Differentiate $f(x) = \cos(x) \cdot e^{4x^3 + 3x^2 + 2}$:

1. Apply the product rule: Let $u = \cos(x)$ and $v = e^{4x^3 + 3x^2 + 2}$
2. Differentiate $u$: $$u' = -\sin(x)$$
3. Differentiate $v$ using the chain rule: Let $w = 4x^3 + 3x^2 + 2$, so $v = e^w$ $$\frac{dw}{dx} = 12x^2 + 6x$$ $$\frac{dv}{dw} = e^w$$ $$\frac{dv}{dx} = e^w \cdot (12x^2 + 6x)$$ $$v' = (12x^2 + 6x) e^{4x^3 + 3x^2 + 2}$$
4. Combine using the product rule: $$f'(x) = u'v + uv'$$ $$f'(x) = -\sin(x) \cdot e^{4x^3 + 3x^2 + 2} + \cos(x) \cdot (12x^2 + 6x) e^{4x^3 + 3x^2 + 2}$$
5. Factorize: $$f'(x) = e^{4x^3 + 3x^2 + 2} (\cos(x) (12x^2 + 6x) - \sin(x))$$

#Practice Questions

Practice Question

1. Differentiate $f(x) = \ln(\sin(2x^2 + 3))$.
2. Differentiate $g(x) = \sqrt{e^{x^2 + x}}$.
3. Differentiate $h(x) = \tan(\ln(x^2 + 1))$.
4. Differentiate $k(x) = e^{\cos(x^3 + x)}$.

#Glossary

• Chain Rule: A rule for differentiating a composite function.
• Composite Function: A function that is formed by combining two functions, denoted as $f(g(x))$.
• Derivative: A measure of how a function changes as its input changes.

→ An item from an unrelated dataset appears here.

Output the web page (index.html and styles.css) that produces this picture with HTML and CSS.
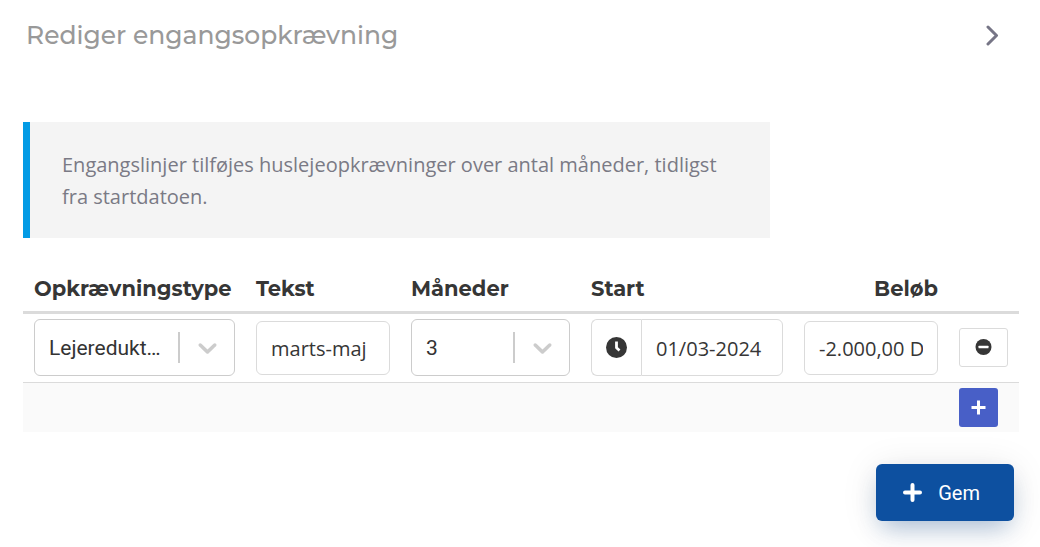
FILE: index.html
```html
<!DOCTYPE html>
<html lang="da">
<head>
  <meta charset="utf-8">
  <title>Rediger engangsopkrævning</title>
  <meta name="viewport" content="width=device-width, initial-scale=1.0">
  <link rel="stylesheet" href="styles.css">
</head>
<body>
  <header class="panel-header">
    <h1>Rediger engangsopkrævning</h1>
    <button type="button" class="close-button" aria-label="Luk">
      <svg width="14" height="22" viewBox="0 0 14 22"><path d="M2 3l8.500 8.500L2 20" /></svg>
    </button>
  </header>

  <main>
    <p class="message">Engangslinjer tilføjes huslejeopkrævninger over antal måneder, tidligst fra startdatoen.</p>

    <form>
      <table class="lines">
        <colgroup>
          <col>
          <col class="col-text">
          <col class="col-months">
          <col class="col-start">
          <col class="col-amount">
          <col class="col-action">
        </colgroup>
        <thead>
          <tr>
            <th id="type-label">Opkrævningstype</th>
            <th id="text-label">Tekst</th>
            <th id="months-label">Måneder</th>
            <th id="start-label">Start</th>
            <th id="amount-label" class="right">Beløb</th>
            <th></th>
          </tr>
        </thead>
        <tbody>
          <tr>
            <td>
              <div class="select">
                <select aria-labelledby="type-label">
                  <option>Lejeredukt…</option>
                </select>
                <span class="indicator">
                  <svg width="31" height="31" viewBox="0 0 20 20"><path d="M4.516 7.548c0.436-0.446 1.043-0.481 1.576 0l3.908 3.747 3.908-3.747c0.533-0.481 1.141-0.446 1.574 0 0.436 0.445 0.408 1.197 0 1.615-0.406 0.418-4.695 4.502-4.695 4.502-0.217 0.223-0.502 0.335-0.787 0.335s-0.570-0.112-0.789-0.335c0 0-4.287-4.084-4.695-4.502s-0.436-1.170 0-1.615z" /></svg>
                </span>
              </div>
            </td>
            <td><input class="input" type="text" value="marts-maj" aria-labelledby="text-label"></td>
            <td>
              <div class="select">
                <select aria-labelledby="months-label">
                  <option>3</option>
                </select>
                <span class="indicator">
                  <svg width="31" height="31" viewBox="0 0 20 20"><path d="M4.516 7.548c0.436-0.446 1.043-0.481 1.576 0l3.908 3.747 3.908-3.747c0.533-0.481 1.141-0.446 1.574 0 0.436 0.445 0.408 1.197 0 1.615-0.406 0.418-4.695 4.502-4.695 4.502-0.217 0.223-0.502 0.335-0.787 0.335s-0.570-0.112-0.789-0.335c0 0-4.287-4.084-4.695-4.502s-0.436-1.170 0-1.615z" /></svg>
                </span>
              </div>
            </td>
            <td>
              <div class="date">
                <span class="date-icon">
                  <svg width="21" height="21" viewBox="0 0 21 21"><circle cx="10.500" cy="10.500" r="10.500" fill="#363636" /><path d="M10.500 4.500v6.300l3 2.700" fill="none" stroke="#fff" stroke-width="2.800" stroke-linejoin="round" /></svg>
                </span>
                <input class="input" type="text" value="01/03-2024" aria-labelledby="start-label">
              </div>
            </td>
            <td><input class="input" type="text" value="-2.000,00 DKK" aria-labelledby="amount-label"></td>
            <td>
              <button type="button" class="button remove" aria-label="Fjern linje">
                <svg width="17" height="17" viewBox="0 0 17 17"><circle cx="8.500" cy="8" r="8" fill="#363636" /><rect x="3.500" y="6.700" width="10" height="2.600" rx="0.500" fill="#fff" /></svg>
              </button>
            </td>
          </tr>
        </tbody>
        <tfoot>
          <tr>
            <td colspan="5"></td>
            <td>
              <button type="button" class="button add" aria-label="Tilføj linje">
                <svg width="15" height="15" viewBox="0 0 15 15"><path d="M7.500 0.500v14M0.500 7.500h14" /></svg>
              </button>
            </td>
          </tr>
        </tfoot>
      </table>

      <div class="actions">
        <button type="submit" class="save">
          <svg width="19" height="19" viewBox="0 0 19 19"><path d="M9.500 2v15M2 9.500h15" /></svg>
          Gem
        </button>
      </div>
    </form>
  </main>
</body>
</html>
```

FILE: styles.css
```css
* {
  box-sizing: border-box;
}
body {
  margin: 0;
  background: #fff;
  color: #363636;
  font-family: "Segoe UI", "Open Sans", sans-serif;
  font-size: 20px;
}
button {
  cursor: pointer;
}
svg {
  display: block;
}
.panel-header {
  display: flex;
  align-items: center;
  justify-content: space-between;
  height: 70px;
  padding: 0 40px 0 26px;
}
.panel-header h1 {
  margin: 0;
  color: #999;
  font-family: Montserrat, Inter, sans-serif;
  font-size: 25px;
  font-weight: 500;
}
.close-button {
  padding: 0;
  border: 0;
  background: none;
}
.close-button path {
  fill: none;
  stroke: #767586;
  stroke-width: 3;
  stroke-linecap: round;
  stroke-linejoin: round;
}
main {
  padding: 52px 21px 26px 23px;
}
.message {
  width: 75%;
  margin: 0 0 36px;
  padding: 27px 32px 25px;
  border-left: 7px solid #039be5;
  background: #f4f4f4;
  color: #7a7a85;
  line-height: 32px;
}

/* invoice lines */
.lines {
  width: 100%;
  table-layout: fixed;
  border-collapse: separate;
  border-spacing: 0;
}
.col-text,
.col-amount {
  width: 155px;
}
.col-months {
  width: 180px;
}
.col-start {
  width: 213px;
}
.col-action {
  width: 71px;
}
.lines th {
  height: 40px;
  padding: 0 0 8px 11px;
  border-bottom: 3px solid #dbdbdb;
  font-family: Montserrat, Inter, sans-serif;
  font-size: 21px;
  font-weight: 700;
  line-height: 28px;
  text-align: left;
  white-space: nowrap;
}
.lines .right {
  padding-right: 10px;
  text-align: right;
}
.lines td {
  padding: 5px 10px 5px 11px;
  vertical-align: middle;
}
.lines tbody td {
  padding-bottom: 6px;
  border-bottom: 1px solid #dbdbdb;
}
.lines tfoot td {
  background: #fafafa;
}
.input {
  display: block;
  width: 100%;
  height: 54px;
  padding: 2px 14px 0;
  border: 1px solid #dbdbdb;
  border-radius: 6px;
  background: #fff;
  color: #363636;
  font-family: inherit;
  font-size: 20px;
}
.select {
  position: relative;
}
.select select {
  display: block;
  width: 100%;
  height: 57px;
  padding: 0 56px 0 14px;
  appearance: none;
  border: 1px solid #ccc;
  border-radius: 6px;
  background: #fff;
  color: #333;
  font-family: Roboto, sans-serif;
  font-size: 21px;
}
.indicator {
  position: absolute;
  top: 13px;
  right: 12px;
  height: 31px;
  padding-left: 12px;
  border-left: 2px solid #ccc;
  pointer-events: none;
}
.indicator path {
  fill: #ccc;
}
.date {
  display: flex;
  height: 57px;
}
.date-icon {
  display: flex;
  flex: none;
  align-items: center;
  justify-content: center;
  width: 50px;
  border: 1px solid #dbdbdb;
  border-right: 0;
  border-radius: 6px 0 0 6px;
}
.date .input {
  flex: 1;
  min-width: 0;
  height: 57px;
  border-radius: 0 6px 6px 0;
}
.button {
  display: flex;
  align-items: center;
  justify-content: center;
  height: 39px;
  padding: 0;
  border-radius: 3px;
}
.remove {
  width: 49px;
  border: 1px solid #dbdbdb;
  background: #fff;
}
.add {
  width: 39px;
  border: 0;
  background: #485fc7;
}
.add path {
  fill: none;
  stroke: #fff;
  stroke-width: 3;
}

.actions {
  display: flex;
  justify-content: flex-end;
  padding: 32px 5px 0 0;
}
.save {
  display: flex;
  align-items: center;
  justify-content: center;
  gap: 16px;
  height: 57px;
  padding: 0 34px 0 27px;
  border: 0;
  border-radius: 6px;
  background: #0d50a0;
  box-shadow: 0 12px 24px -6px rgba(13, 80, 160, 0.3), 0 4px 36px rgba(0, 0, 0, 0.1);
  color: #fff;
  font-family: Roboto, sans-serif;
  font-size: 20px;
}
.save path {
  fill: none;
  stroke: #fff;
  stroke-width: 4;
  stroke-linecap: round;
}
```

#Summary and Key Takeaways

#Summary

• Composite functions are differentiated using the chain rule.
• The chain rule states that if $y = f(u)$ and $u = g(x)$, then $\frac{dy}{dx} = \frac{dy}{du} \cdot \frac{du}{dx}$.
• This rule can be extended to longer chains of functions.
• When differentiating complex functions, the chain rule can be combined with other differentiation rules like the product or quotient rule.

#Key Takeaways

• Understand the inside function: Identify the inner function before applying the chain rule.
• Practice: The more you practice, the easier it becomes to apply the chain rule.
• Combine rules: Be ready to combine the chain rule with other differentiation rules for complex functions.

#Difficulty Rating

• Basic: Differentiating simple composite functions
• Intermediate: Combining the chain rule with the product or quotient rule
• Advanced: Differentiating nested composite functions

#Exam Strategy

By understanding and applying the chain rule effectively, you can tackle a wide range of differentiation problems with confidence. Happy studying!